In a recent essay, Jorge Reynoso Pohlenz discussed the importance of Bostelmann's new work, featured in this exhibition: "We speak of Dead Nature in Latin languages; Still life (suspended life, or motionless), in Saxon languages. Two not exactly equivalent terms that designate the same genus that, originally pictorial, photography inherited since its inception. Since the 19th century Still Life has emancipated itself from a series of esoteric symbolic values. Artists still make use of it as an exercise of their expressive and technical means, like an absolute or abstract organizational system and like a resource that refers in a direct way to the world, and in an indirect, subtle way to the human. Whatever the artistic process through which time remains suspended in Still Life, it constitutes itself as an order composed of human relics, natural or divine. The objects left aside - even those caught by the act of the inattentive glance - accumulate next to others in an apparently fortuitous or daily way, and become sentient at the moment in which they are pointed out and framed. Among these senses is the capability of this genus to state the memento mori (reminder of death); the pause or motionless space that Still Life feigns is the paradoxical reminder of the transitory nature of all things, of time making the world perishable. Still Life, only, makes the scenery and the props last, while the actor and the world stage are ghosts that must be recreated based on the declarations of their plunders and their disposition. This recreation can turn into a type of portrait, by essence metaphoric, in which the one portrayed or who did the portraying transcends time by virtue of acquiring new and different meanings.
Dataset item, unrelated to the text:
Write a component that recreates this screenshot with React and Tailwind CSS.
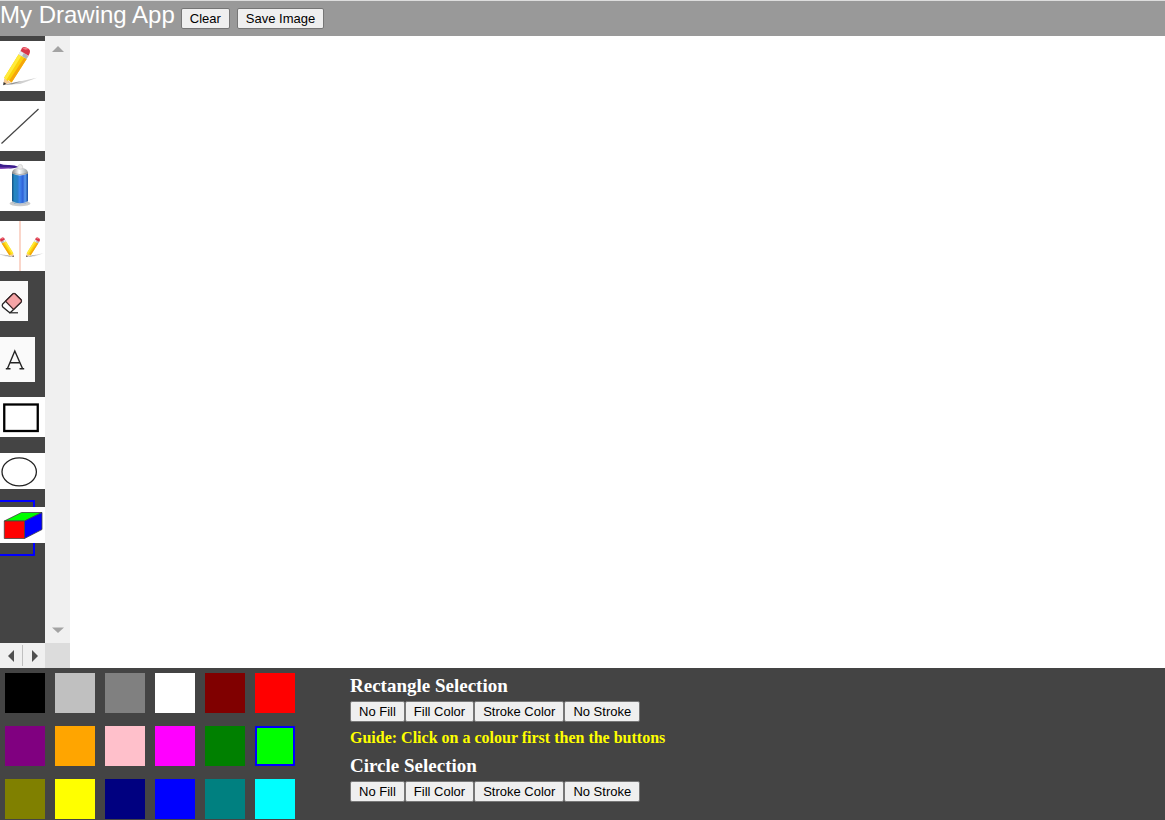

In the case of photography, Still Life makes evident, like no other portrait motif, the artist's will to compose, inviting the spectator to a formal reading. Simultaneously, our perceptions, naturally predisposed to it, construct narratives and figurations. Enrique Bostelmann (Guadalajara, 1939), intentionally provokes a perceptive imbalance in his work, utilizing within a frame one image that is radically opposed to another daily image, both in scale and perspective. In the series Histories of Memory, Bostelmann gathers together various objects that are for use, used objects, as well as objects that are consumed by use and that are placed in an organized or disorganized way because they are being used, or were used. All these objects were taken from a context in which they are considered marginal: residual material from the creative act. Besides the fact that objects of use are a testimony of time, they also point to the user: the trace of a human being who creates or has created. The object of use is an extension of and a shelter for human beings, both their bodies and their actions; human beings leave a trace on these objects, they are hosts for their ghosts.

Bostelmann redefines the parameters in which these objects of use and their settings are seen in time and daily space, thus expanding the parameters of Still Life. These objects can coincide formally with photography's produced images of nature and science. In this series, Euclid’s geometry coexists alongside the placed artificial object, making it look organic. This suggests that an aesthetic coherence exists - mixture of order and diversity, of plain and complex - that transcends the different scales of visible reality.It is still a point of debate, whether such coherence comes from the order of the world or from the human being's inner eye. For the moment, we do know that it exists in the vision and encounter of this photographer."